BAMAKO, Mali (AlertNet) - Television viewers across Mali can now get the latest news on which parts of the West African country face a risk of food shortages and malnutrition.
The regular bulletins on nationwide food security come thanks to the Early Alert System (EAS), a Bamako-based public service that puts together information - for broadcast on national television and radio – aimed at raising awareness of brewing food emergencies.
“The food situation is good throughout the country,” announced the presenter, at the end of one recent television weather segment. “Thanks to the first harvest, new cereals are available, and cattle breeders can easily exchange their goats for millet.”
The EAS service, funded by Mali’s government and international partners including the European Union, U.S. AID and the U.N. World Food Programme (WFP), was first set up after severe droughts in the early 1980s, to provide accurate information to aid workers assisting hungry people in the northern regions of Timbuktu, Gao and Kidal.

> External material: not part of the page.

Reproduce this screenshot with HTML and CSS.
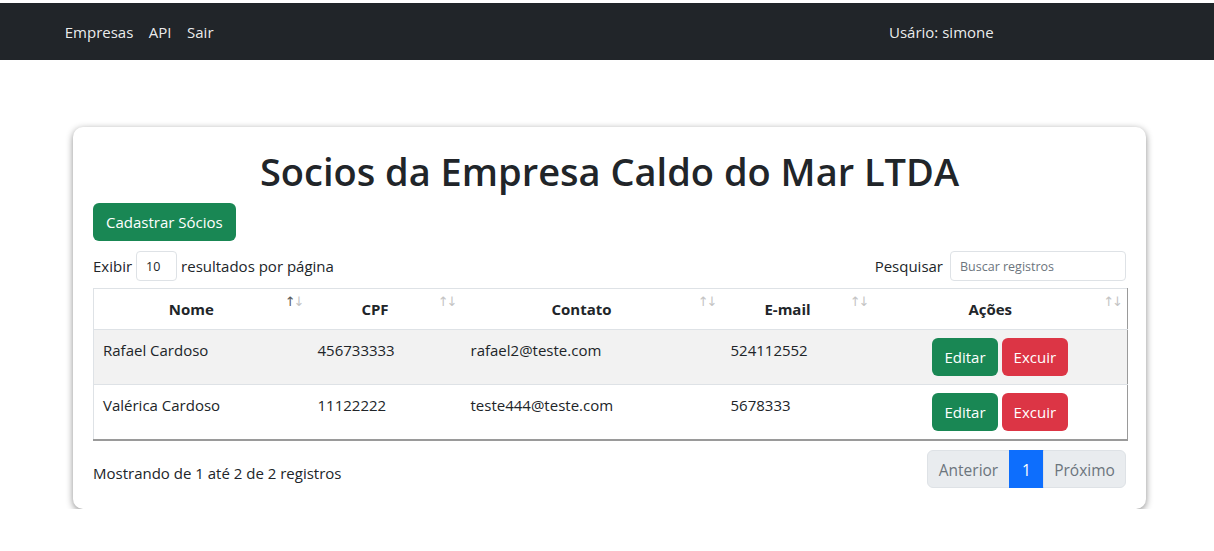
FILE: index.html
```html
<!DOCTYPE html>
<html lang="pt-BR">
<head>
<meta charset="utf-8">
<title>Socios da Empresa</title>
<link rel="stylesheet" href="styles.css">
</head>
<body>
<nav class="navbar">
  <ul class="nav-links">
    <li><a href="#">Empresas</a></li>
    <li><a href="#">API</a></li>
    <li><a href="#">Sair</a></li>
  </ul>
  <div class="nav-user">Usário: simone</div>
</nav>

<main class="main">
  <section class="card">
    <h1 class="title">Socios da Empresa Caldo do Mar LTDA</h1>
    <button class="btn btn-green btn-cad">Cadastrar Sócios</button>

    <div class="controls">
      <label class="length">Exibir <input class="in-len" type="text" value="10"> resultados por página</label>
      <label class="search">Pesquisar <input class="in-search" type="text" placeholder="Buscar registros"></label>
    </div>

    <table class="tbl">
      <colgroup>
        <col class="c1"><col class="c2"><col class="c3"><col class="c4"><col class="c5">
      </colgroup>
      <thead>
        <tr>
          <th>Nome<span class="sort"><span class="up active">↑</span><span class="dn">↓</span></span></th>
          <th>CPF<span class="sort"><span class="up">↑</span><span class="dn">↓</span></span></th>
          <th>Contato<span class="sort"><span class="up">↑</span><span class="dn">↓</span></span></th>
          <th>E-mail<span class="sort"><span class="up">↑</span><span class="dn">↓</span></span></th>
          <th>Ações<span class="sort"><span class="up">↑</span><span class="dn">↓</span></span></th>
        </tr>
      </thead>
      <tbody>
        <tr class="odd">
          <td>Rafael Cardoso</td>
          <td>456733333</td>
          <td>rafael2@teste.com</td>
          <td>524112552</td>
          <td class="acts"><button class="btn btn-green">Editar</button><button class="btn btn-red">Excuir</button></td>
        </tr>
        <tr>
          <td>Valérica Cardoso</td>
          <td>11122222</td>
          <td>teste444@teste.com</td>
          <td>5678333</td>
          <td class="acts"><button class="btn btn-green">Editar</button><button class="btn btn-red">Excuir</button></td>
        </tr>
      </tbody>
    </table>

    <div class="footer">
      <div class="info">Mostrando de 1 até 2 de 2 registros</div>
      <ul class="pager">
        <li class="pg disabled first">Anterior</li>
        <li class="pg current">1</li>
        <li class="pg disabled last">Próximo</li>
      </ul>
    </div>
  </section>
</main>
</body>
</html>
```
FILE: styles.css
```css
* { box-sizing: border-box; }

html, body {
  margin: 0;
  padding: 0;
  background: #fff;
}

body {
  padding-top: 3px;
  font-family: "Open Sans", "Noto Sans", sans-serif;
  font-size: 15px;
  line-height: 24px;
  color: #212529;
}

.navbar {
  height: 57px;
  background: #212529;
  display: flex;
  align-items: center;
  padding-left: 57px;
}

.nav-links {
  list-style: none;
  margin: 0;
  padding: 0;
  display: flex;
  flex: 0 0 824px;
}

.nav-links a {
  display: block;
  padding: 0 7.75px;
  color: rgba(255, 255, 255, 0.93);
  text-decoration: none;
}

.nav-user {
  padding: 0 8px;
  color: rgba(255, 255, 255, 0.93);
}

.main {
  width: 1073px;
  margin: 67px 0 0 73px;
}

.card {
  background: #fff;
  border-radius: 10px;
  box-shadow: 0 2px 7px rgba(0, 0, 0, 0.45);
  padding: 20px 20px 21px 20px;
}

.title {
  margin: 0 0 8px 0;
  text-align: center;
  font-size: 38px;
  font-weight: 600;
  line-height: 48px;
}

.btn {
  border: 0;
  font-family: inherit;
  font-size: 15px;
  line-height: 24px;
  padding: 7px 13px;
  border-radius: 6px;
  color: #fff;
  cursor: pointer;
}

.btn-green { background: #198754; }
.btn-red { background: #dc3545; }

.btn-cad {
  display: block;
  height: 38px;
}

.controls {
  margin-top: 10px;
  display: flex;
  justify-content: space-between;
  align-items: center;
  height: 30px;
}

.controls label {
  display: flex;
  align-items: center;
  gap: 4px;
}

.controls input {
  height: 30px;
  border: 1px solid #dee2e6;
  border-radius: 4px;
  font-family: inherit;
  font-size: 12.5px;
  color: #212529;
  padding: 0 9px;
  outline: none;
}

.in-len { width: 41px; }
.in-search { width: 176px; margin-left: 3px; }
.in-search::placeholder { color: #6c757d; }

.tbl {
  margin-top: 7px;
  width: 1034px;
  table-layout: fixed;
  border-collapse: collapse;
  border-style: solid;
  border-width: 1px 1px 2px 1px;
  border-color: #dee2e6 #9a9a9a #9a9a9a #dee2e6;
}

.c1 { width: 215px; }
.c2 { width: 153px; }
.c3 { width: 260px; }
.c4 { width: 152px; }
.c5 { width: 254px; }

.tbl th {
  position: relative;
  font-weight: 700;
  text-align: center;
  padding: 8px 30px 8px 10px;
  height: 41px;
  border-bottom: 1px solid #dee2e6;
}

.sort {
  position: absolute;
  right: 6px;
  top: 4px;
  font-family: "DejaVu Sans", sans-serif;
  font-size: 13px;
  line-height: 17px;
  font-weight: 400;
  color: #c4c4c4;
  letter-spacing: -2px;
}

.sort .active { color: #5a5a5a; }

.tbl td {
  vertical-align: top;
  text-align: left;
  padding: 8px 10px 8px 9px;
  height: 55px;
  border-top: 1px solid #dee2e6;
}

.tbl tr.odd td { background: #f2f2f2; }

.tbl td.acts {
  text-align: center;
  padding-left: 10px;
  padding-right: 10px;
}

.acts .btn {
  height: 38px;
  padding: 7px 12px;
  margin: 0 2px;
}

.footer {
  margin-top: 9px;
  display: flex;
  justify-content: space-between;
  align-items: flex-start;
}

.info {
  padding-top: 11px;
}

.pager {
  list-style: none;
  margin: 0;
  padding: 0;
  display: flex;
}

.pg {
  height: 38px;
  line-height: 24px;
  padding: 7px 0;
  border: 1px solid #dee2e6;
  margin-left: -1px;
  text-align: center;
  font-size: 15.5px;
}

.pg.disabled {
  background: #e9ecef;
  color: #6c757d;
  width: 83px;
}

.pg.current {
  background: #0d6efd;
  border-color: #0d6efd;
  color: #fff;
  width: 35px;
}

.pg.first { border-radius: 6px 0 0 6px; }
.pg.last { border-radius: 0 6px 6px 0; }
```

But EAS now has expanded its scope in an effort to help mitigate the effects of climate change, particularly as insufficient rainfall becomes a problem across the whole country, according to Mamy Coulibaly, a food crisis specialist with the service.
Several studies commissioned by Mali’s government over the past decade or so suggest food insecurity patterns in the Sahel-region nation have shifted, explained EAS head Mary Diallo.
“(It) is no longer a rural … problem only. It’s now a matter of general poverty affecting rural and urban regions,” she said. “This is why we expanded the scope of the Early Alert System to all parts of Mali.”
Among other issues, the service looks at how people are migrating within the impoverished country’s borders, a growing trend that some national experts link to climate change pressures. Rural farmers in drought-hit areas are finding it harder to produce enough to feed their families, and moving – temporarily or permanently - can be a way to generate additional income.
As highlighted by the EAS, young people increasingly are moving to big cities and traditional gold mining areas in hopes of earning money to sustain relatives back home in their villages.
Migration within national borders is increasingly recognized internationally as a form of adaptation to climate pressures.
Landlocked Mali is one of the world’s poorest countries. About 75 percent of the population earns less than $2 a day, and about 50 percent earn less than $1.25 a day. While only around 4 percent of the country’s land area is used for crops, four-fifths of the workforce is involved in small-scale farming, herding or fishing.
The bulletins produced by EAS, usually on a monthly basis, are now available on the internet, and are distributed to many agencies, including Mali government offices and NGOs. The service’s bulletins cover a range of activities connected with food and nutrition.
According to a bulletin in January, which covered the period between late November and early December, many families were bringing in food from the first harvest, and some cereal banks were having trouble selling their remaining stocks of grain.
Listeners were also told that the World Food Programme distributed 409,579 tonnes of grain in the northern regions of Timbuktu, Kayes and Gao, where some people were in need of food assistance.
MAKING GOOD DECISIONS
Users say the radio and television tipoffs are crucial to helping them make good decisions.
Sali Samake, a farmer from Tamala village in the south of Mali, said she particularly valued the Early Alert System’s warnings about crop dangers.
“When the swarms of grasshoppers or birds which destroy crops appear somewhere in the country, we are informed through the bulletins, and we prepare to protect our crops”, she said.
And Bassa Diane, a food security expert at the country’s Food Security Commission, said the reports were vital for her agency’s planning efforts.
“Every year we supply with grain many communities facing food shortages in Mali. The Early Alert System forecasts allow us to achieve that mission”, Diane said. “On the basis of the bulletins we plan food distribution throughout the country.”
The Early Alert System also provides news relating to medical issues, a reflection of how food insecurity can harm people’s health. And it focuses heavily on cattle rearing, which a large share of Mali’s 14 million people depend on for their livelihood. Bulletins regularly report on the availability of fodder and water, and the movement of herds around the country.
Information is gathered from public services, local authorities and civil society organisations, and then processed in Bamako.
The EAS reports, broadcast on public media, are also distributed to national authorities, aid groups and international agencies like the WFP, so they can act quickly to prevent food emergencies and malnutrition in areas where harvests have been poor.
In 2010, Mali’s Food Security Commission used the EAS forecasts to distribute grain in more than 30 municipalities affected by food shortages. The commission also distributed fodder and water to animals in northern regions where livestock were dying, said Ogoyo Dolo, an internal evaluator for the EAS service.
Soumaila T. Diarra is a freelance journalist based in Mali. This story is part of a series supported by the Climate and Development Knowledge Network.